"Honey, if you're not on somebody's shit list, you're no damn good!" -- Rita Moir's mother.

While living in Vallican in the Kootenays, Rita Moir published her first travel diary, Survival Gear in 1994, based on her views and travels from the fishing community of Freeport in Nova Scotia. She had worked as a journalist in Nelson, Prince Rupert, Vancouver and Edmonton. Active in the NDP, she also wrote for The Fisherman and the UFAWU newsletter. She became president of the Federation of B.C. Writers and won the VanCity Book Prize, as well as the Hubert Evans Non-Fiction Prize, for her second Canadian travel memoir entitled Buffalo Jump: A Woman's Travels (Coteau).

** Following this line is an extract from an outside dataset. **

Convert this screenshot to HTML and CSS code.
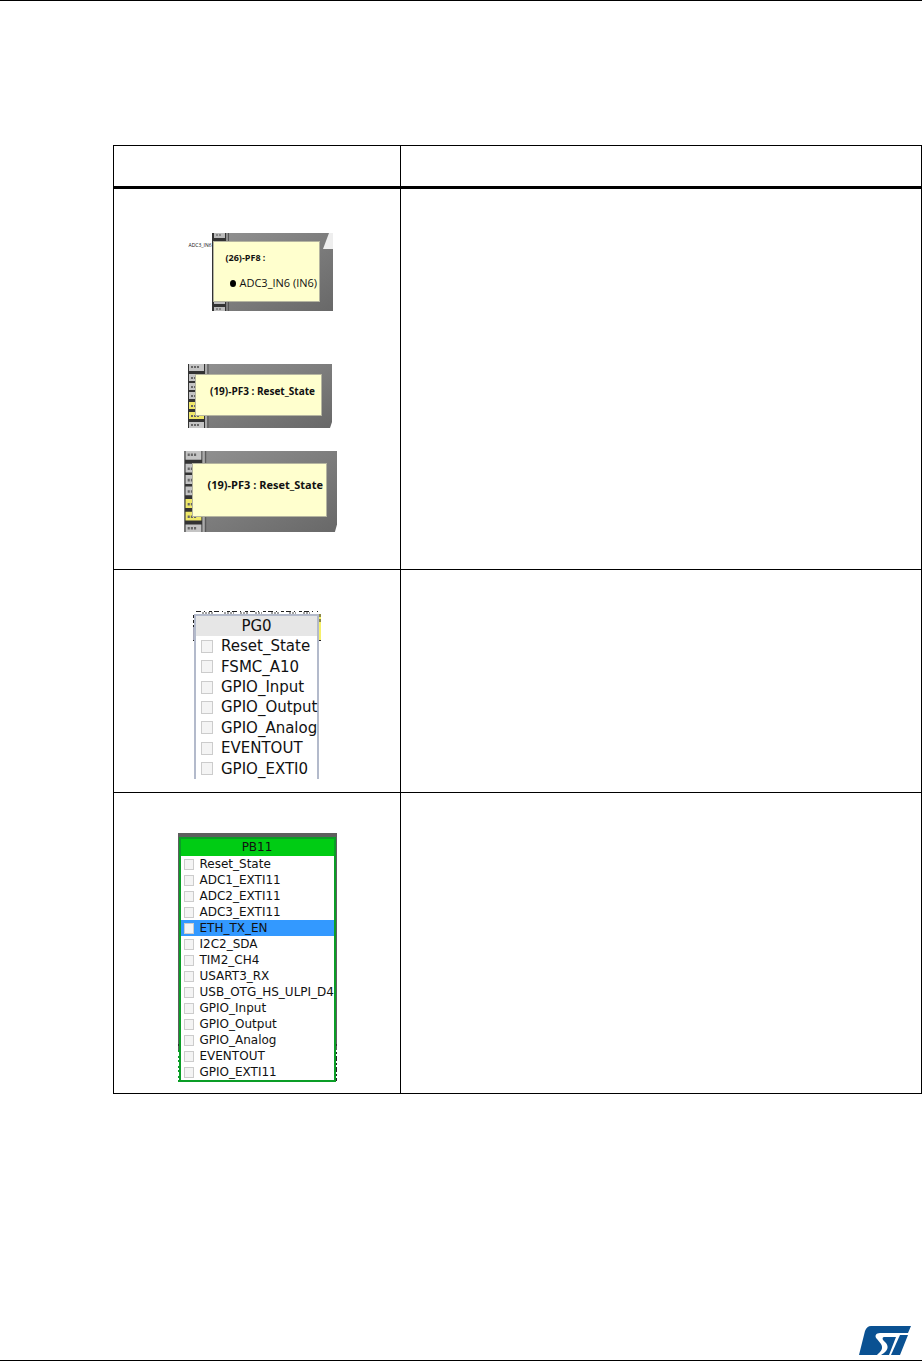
FILE: index.html
```html
<!DOCTYPE html>
<html lang="en">
  <head>
    <meta charset="UTF-8" />
    <meta name="viewport" content="width=device-width, initial-scale=1.0" />
    <title>Pinout view</title>
    <link rel="stylesheet" href="styles.css">
  </head>
  <body>
    <main class="content">
      <table class="doc-table">
        <thead>
          <tr>
            <th class="col-view"></th>
            <th></th>
          </tr>
        </thead>
        <tbody>
          <tr>
            <td class="tips">
              <figure class="shot shot-adc">
                <svg class="scene" viewBox="0 0 153 78" preserveAspectRatio="none" aria-hidden="true">
                  <defs>
                    <linearGradient id="chip" x1="0" y1="0" x2="1" y2="1">
                      <stop offset="0" stop-color="#929292" />
                      <stop offset="1" stop-color="#686868" />
                    </linearGradient>
                  </defs>
                  <rect width="153" height="78" fill="#fff" />
                  <rect x="32" width="121" height="78" fill="url(#chip)" />
                  <path d="M32 0h14v78H32z" fill="#333" />
                  <path d="M34 0h11v5H34zM34 69h11v2H34zM34 74h11v4H34z" fill="#bbb" />
                  <path d="M36 2h6M36 76h6" stroke="#555" stroke-dasharray="2 1" />
                  <path d="M48.500 0v78" stroke="#555" />
                  <path d="M149 0h4v16h-10z" fill="#eee" />
                </svg>
                <span class="pin-label">ADC3_IN6</span>
                <div class="tip">
                  <strong>(26)-PF8 :</strong>
                  <ul>
                    <li>ADC3_IN6 (IN6)</li>
                  </ul>
                </div>
              </figure>
              <figure class="shot shot-reset">
                <svg class="scene" viewBox="0 0 152 64" preserveAspectRatio="none" aria-hidden="true">
                  <g id="pins">
                    <rect width="152" height="64" fill="#fff" />
                    <path d="M8 0h144v58l-2 6H8z" fill="url(#chip)" />
                    <path d="M8 0h17v64H8z" fill="#333" />
                    <path d="M9 0h15v7H9zM9 10h14v7H9zM9 19h14v7H9zM9 28h14v7H9zM9 58h15v6H9z" fill="#c4c4c4" />
                    <path d="M9 38h14v7H9zM9 48h15v7H9z" fill="#efe86a" />
                    <path d="M11 3h8M11 14h8M11 23h8M11 32h8M11 42h8M11 52h8M11 61h8" stroke="#666" stroke-width="2" stroke-dasharray="2 1" />
                    <path d="M26 0v64" stroke="#aaa" stroke-width="2" />
                    <path d="M28 0v64" stroke="#555" />
                  </g>
                </svg>
                <div class="tip"><strong>(19)-PF3 : Reset_State</strong></div>
              </figure>
              <figure class="shot shot-reset-large">
                <svg class="scene" viewBox="0 0 152 64" preserveAspectRatio="none" aria-hidden="true">
                  <use href="#pins" />
                </svg>
                <div class="tip"><strong>(19)-PF3 : Reset_State</strong></div>
              </figure>
            </td>
            <td></td>
          </tr>
          <tr>
            <td class="menu-cell">
              <figure class="shot shot-pg0">
                <svg class="scene" viewBox="0 0 128 168" aria-hidden="true">
                  <path d="M122 3h6v26h-6z" fill="#f6f06a" />
                  <path d="M0 4v12" stroke="#222" stroke-width="2" stroke-dasharray="3 2" />
                  <path d="M0 16v14" stroke="#aab" stroke-width="2" />
                  <path d="M3 .5h122" stroke="#222" stroke-dasharray="5 3 1 4 3 2" />
                  <path d="M9 2h12M31 2h10M47 2h8M62 2h7M78 2h9M96 2h7M110 2h7" stroke="#444" stroke-dasharray="2 1" />
                  <path d="M127 3v10" stroke="#222" stroke-dasharray="3 2" />
                  <path d="M126 29.500h2M0 29.500h2" stroke="#222" />
                </svg>
                <div class="menu menu-pg0">
                  <div class="menu-title">PG0</div>
                  <label><input type="checkbox">Reset_State</label>
                  <label><input type="checkbox">FSMC_A10</label>
                  <label><input type="checkbox">GPIO_Input</label>
                  <label><input type="checkbox">GPIO_Output</label>
                  <label><input type="checkbox">GPIO_Analog</label>
                  <label><input type="checkbox">EVENTOUT</label>
                  <label><input type="checkbox">GPIO_EXTI0</label>
                </div>
              </figure>
            </td>
            <td></td>
          </tr>
          <tr>
            <td class="menu-cell menu-cell-last">
              <figure class="shot shot-pb11">
                <svg class="scene" viewBox="0 0 159 249" preserveAspectRatio="none" aria-hidden="true">
                  <rect width="159" height="249" fill="#5e5e5e" />
                  <path d="M0 212h2M157 212h2" stroke="#000" />
                  <path d="M0 217h2v32H0z" fill="#0a9d26" />
                  <path d="M0 219v29" stroke="#fff" stroke-width="2" stroke-dasharray="4 2 2 2" />
                  <path d="M157 217h2v32h-2z" fill="#fff" />
                  <path d="M158.500 219v29" stroke="#222" stroke-dasharray="2 2 5 2" />
                </svg>
                <div class="menu menu-pb11">
                  <div class="menu-title">PB11</div>
                  <label><input type="checkbox">Reset_State</label>
                  <label><input type="checkbox">ADC1_EXTI11</label>
                  <label><input type="checkbox">ADC2_EXTI11</label>
                  <label><input type="checkbox">ADC3_EXTI11</label>
                  <label class="active"><input type="checkbox">ETH_TX_EN</label>
                  <label><input type="checkbox">I2C2_SDA</label>
                  <label><input type="checkbox">TIM2_CH4</label>
                  <label><input type="checkbox">USART3_RX</label>
                  <label><input type="checkbox">USB_OTG_HS_ULPI_D4</label>
                  <label><input type="checkbox">GPIO_Input</label>
                  <label><input type="checkbox">GPIO_Output</label>
                  <label><input type="checkbox">GPIO_Analog</label>
                  <label><input type="checkbox">EVENTOUT</label>
                  <label><input type="checkbox">GPIO_EXTI11</label>
                </div>
              </figure>
            </td>
            <td></td>
          </tr>
        </tbody>
      </table>
    </main>
    <footer class="page-footer">
      <svg class="logo" viewBox="0 0 52 30" role="img" aria-label="ST">
        <path d="M12 0h40l-3 7H21c-4 0-6 3-3 6l4 5c3 5-1 8-4 11H0L6 5q2-5 6-5z" fill="#0a5192" />
        <path d="M25 11h12l-7 18h-8c7-4 8-8 5-12l-3-3c-1-2 0-3 1-3z" fill="#0a5192" />
        <path d="M41 9h8l-8 20h-9z" fill="#0a5192" />
      </svg>
    </footer>
  </body>
</html>
```
FILE: styles.css
```css
* {
  margin: 0;
  padding: 0;
  box-sizing: border-box;
}

:root {
  --line: #000;
  --tip-bg: #ffffce;
  --green: #0a9d26;
}

body {
  font-family: "Open Sans", "Noto Sans", sans-serif;
  background-color: #fff;
  color: #111;
  min-height: 100vh;
  display: flex;
  flex-direction: column;
  border-top: 1px solid var(--line);
  border-bottom: 1px solid var(--line);
}

.content {
  flex: 1;
  padding: 144px 0 0 113px;
}

.doc-table {
  width: 100%;
  table-layout: fixed;
  border-spacing: 0;
  border-top: 1px solid var(--line);
  border-left: 1px solid var(--line);
}

th,
td {
  border-right: 1px solid var(--line);
  border-bottom: 1px solid var(--line);
  vertical-align: top;
}

th {
  height: 43px;
  border-bottom-width: 3px;
}

.col-view {
  width: 287px;
}

.tips {
  padding: 44px 2px 37px 0;
}

.menu-cell {
  padding: 41px 0 13px;
}

.menu-cell-last {
  padding: 40px 0 11px;
}

/* pinout views */
.shot {
  position: relative;
  margin: 0 auto;
}

.scene {
  position: absolute;
  inset: 0;
  width: 100%;
  height: 100%;
}

.shot-adc {
  width: 153px;
  height: 78px;
  padding: 8px 13px 9px 33px;
  margin-bottom: 53px;
}

.shot-reset {
  width: 152px;
  height: 64px;
  padding: 10px 10px 12px 15px;
  margin-bottom: 23px;
}

.shot-reset-large {
  width: 161px;
  height: 81px;
  padding: 12px 10px 15px 16px;
}

.tip {
  position: relative;
  height: 100%;
  background-color: var(--tip-bg);
  border: 1px solid #b5b5a0;
  font-size: 11px;
  line-height: 16px;
  white-space: nowrap;
}

.shot-adc .tip {
  padding: 8px 0 0 12px;
}

.shot-adc strong {
  display: block;
  font-size: 9px;
}

.shot-reset .tip {
  padding: 8px 0 0 14px;
  font-size: 10px;
}

.shot-reset-large .tip {
  padding: 13px 0 0 15px;
}

.tip ul {
  list-style: none;
  padding: 9px 0 0 4px;
}

.tip li {
  display: flex;
  align-items: center;
  gap: 4px;
}

.tip li::before {
  content: "";
  width: 6px;
  height: 7px;
  border-radius: 50%;
  background-color: #000;
}

.pin-label {
  position: absolute;
  top: 8px;
  left: 9px;
  font-size: 5px;
  line-height: 8px;
}

/* signal menus */
.menu {
  position: relative;
  height: 100%;
  display: flex;
  flex-direction: column;
  background-color: #fff;
  font-family: "DejaVu Sans", sans-serif;
  white-space: nowrap;
}

.menu-title {
  text-align: center;
}

.menu label {
  flex: 1;
  display: flex;
  align-items: center;
}

.menu input {
  appearance: none;
  flex: none;
  border: 1px solid #ccc;
  background-color: #f4f4f4;
}

.shot-pg0 {
  width: 128px;
  height: 168px;
  padding: 3px 2px 0 1px;
}

.menu-pg0 {
  border: 2px solid #b3bacb;
  border-bottom: none;
  font-size: 15px;
}

.menu-pg0 .menu-title {
  height: 20px;
  line-height: 20px;
  background-color: #e6e6e6;
}

.menu-pg0 label {
  padding-left: 5px;
  gap: 8px;
}

.menu-pg0 input {
  width: 12px;
  height: 13px;
}

.shot-pb11 {
  width: 159px;
  height: 249px;
  padding: 4px 1px 0;
}

.menu-pb11 {
  border: 2px solid var(--green);
  font-size: 12px;
}

.menu-pb11 .menu-title {
  height: 17px;
  line-height: 17px;
  background-color: #00cc14;
}

.menu-pb11 label {
  padding-left: 3px;
  gap: 6px;
}

.menu-pb11 input {
  width: 10px;
  height: 11px;
}

.menu-pb11 .active {
  background-color: #3399ff;
}

.page-footer {
  display: flex;
  justify-content: flex-end;
  padding: 0 11px 4px 0;
}

.logo {
  width: 52px;
  height: 30px;
}
```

It's a feminist narrative that takes its title from a place called Head-Smashed-in Buffalo Jump in Alberta. It's a story about taking off into new territory, making a leap of faith and trusting the counsel of her mother. With her trusty 12-year-old dog named Connor, Moir drove to Nova Scotia in a rusty Toyota in search of her female heritage. By finding her past, she opened up her future. Born in Minnesota on January 17, 1952, Moir first arrived in Canada at Brandon, Manitoba in 1966. She came to live in the Kootenays in 1975.